▸ **TASK STATEMENT**
Tally the lines containing the word "styles" and give the total alone.
--------
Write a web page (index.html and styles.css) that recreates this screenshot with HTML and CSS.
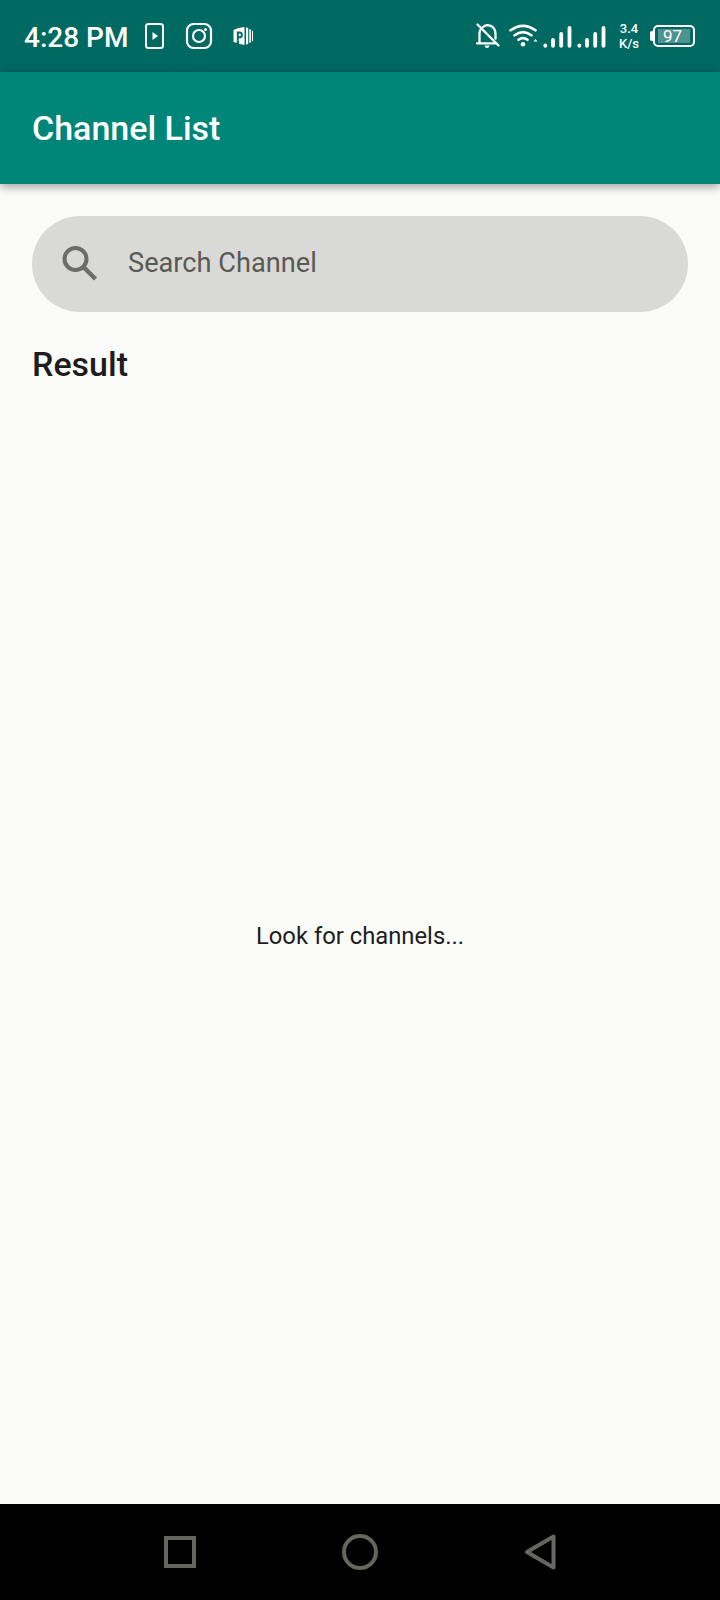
FILE: index.html
```html
<!DOCTYPE html>
<html lang="en">
<head>
<meta charset="utf-8">
<title>Channel List</title>
<link rel="stylesheet" href="styles.css">
</head>
<body>
<div class="phone">
  <div class="status">
    <span class="time">4:28 PM</span>
    <svg class="notices" width="110" height="28" viewBox="0 0 110 28" fill="none" stroke="#fff" stroke-width="2">
      <rect x="1" y="2" width="17" height="24" rx="2.5"/>
      <path d="M7.500 10v8l5.500-4z" fill="#fff" stroke="none"/>
      <rect x="42" y="2" width="24" height="24" rx="6.500" stroke-width="2.200"/>
      <circle cx="54" cy="14" r="6" stroke-width="2.200"/>
      <circle cx="60.500" cy="7.500" r="1.500" fill="#fff" stroke="none"/>
      <path d="M88.500 8Q93 5.500 99.500 5v18l-5.500-1.200v-3.300h-2.200V21l-3.300-1z" fill="#fff" stroke="none"/>
      <path d="M101 5.500l2.200.5v16l-2.200.5zM104.300 7l1.600.5v13l-1.600.5zM107 8.500l1 .5v10l-1 .5z" fill="#fff" stroke="none"/>
      <path d="M92.800 18.500v-8h1.700a2.400 2.400 0 0 1 0 4.800h-1.700" stroke="#006961" stroke-width="1.900"/>
    </svg>
    <svg class="signals" width="132" height="28" viewBox="0 0 132 28" fill="none" stroke="#fff" stroke-width="2.300" stroke-linecap="round">
      <path d="M2.500 2.500l21 21M2 21.300h18.500M4.500 20V11.500q0-2 .8-3.500M8 5Q10 3.200 12.500 3.200q7.500.5 8 8.500v5"/>
      <path d="M9.500 23.500h5q-.5 2.500-2.500 2.500T9.500 23.500z" fill="#fff" stroke="none"/>
      <g transform="translate(0 .8)">
        <path d="M35.500 7.500q12.500-9 25 0M39.500 12.500q8.500-6.500 17 0M43.500 17q4.500-3.500 9 0" stroke-width="2.600"/>
        <circle cx="48" cy="21.500" r="2.300" fill="#fff" stroke="none"/>
        <path d="M58.500 18.800l2-2.500 2 2.500z" fill="#fff" stroke="none"/>
      </g>
      <g stroke-width="3.800"><path d="M70.300 23.800v-.5M78 23.800V18M86.200 23.800V12M94.500 23.800V6M104.300 23.800v-.5M112 23.800V18M120.200 23.800V12M128.500 23.800V6"/></g>
    </svg>
    <span class="speed"><span>3.4</span><span>K/s</span></span>
    <div class="battery"><span class="charge">97</span></div>
  </div>
  <header class="appbar"><h1 class="title">Channel List</h1></header>
  <main class="content">
    <div class="search">
      <svg class="lens" width="36" height="36" viewBox="0 0 36 36" fill="none" stroke="#6c6c6a" stroke-width="4">
        <circle cx="13.500" cy="13" r="11"/>
        <path d="M22 21.500l11.500 11.500" stroke-width="4.500"/>
      </svg>
      <span class="hint">Search Channel</span>
    </div>
    <h2 class="result">Result</h2>
    <div class="empty">Look for channels...</div>
  </main>
  <nav class="nav">
    <svg width="36" height="36" viewBox="0 0 36 36"><path d="M4 4h28v28H4z"/></svg>
    <svg width="36" height="36" viewBox="0 0 36 36"><circle cx="18" cy="18" r="16"/></svg>
    <svg width="36" height="36" viewBox="0 0 36 36"><path d="M31.500 2.500v31L5 18z" stroke-linejoin="round"/></svg>
  </nav>
</div>
</body>
</html>
```
FILE: styles.css
```css
* { box-sizing: border-box; }
body { margin: 0; font-family: Roboto, "Liberation Sans", sans-serif; }
.phone { width: 720px; height: 1600px; display: flex; flex-direction: column; background: #fbfbfa; overflow: hidden; }
.status { height: 72px; flex: none; display: flex; align-items: center; padding-left: 24px; background: #006961; color: #fff; }
.time { width: 121px; font-size: 28px; font-weight: 500; line-height: 32px; padding-top: 4px; white-space: nowrap; }
.signals { margin-left: 220px; }
.speed { width: 24px; margin-left: 10px; display: flex; flex-direction: column; align-items: center; font-size: 13px; font-weight: 500; line-height: 15px; }
.battery { position: relative; width: 42px; height: 22px; margin-left: 12px; padding: 2px 3px; border: 2px solid #fff; border-radius: 5px; }
.battery::before { content: ""; position: absolute; left: -5px; top: 4px; width: 3px; height: 10px; border-radius: 2px 0 0 2px; background: #fff; }
.charge { display: block; height: 14px; background: #4f9390; font-size: 17px; line-height: 15px; padding-right: 3px; text-align: center; }
.appbar { height: 112px; flex: none; display: flex; align-items: center; padding-left: 32px; background: #008579; color: #fff; box-shadow: 0 3px 9px rgba(0,0,0,.36); }
.title { margin: 0; font-size: 34px; font-weight: 500; line-height: 40px; }
.content { flex: 1; display: flex; flex-direction: column; padding: 32px 32px 0; }
.search { height: 96px; flex: none; display: flex; align-items: center; padding-left: 30px; border-radius: 48px; background: #d9d9d7; }
.hint { margin-left: 30px; padding-bottom: 2px; font-size: 27.2px; line-height: 32px; color: #595955; }
.result { margin: 32px 0 0; font-size: 34px; font-weight: 500; line-height: 40px; color: #1d1d1b; }
.empty { flex: 1; display: flex; align-items: center; justify-content: center; padding-bottom: 16px; font-size: 23.8px; color: #1d1d1b; }
.nav { height: 96px; flex: none; display: flex; justify-content: space-between; align-items: center; padding: 0 162px; background: #000; }
.nav svg { fill: none; stroke: #666660; stroke-width: 4; }
```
--------
▸ **EXPECTED ANSWER**
3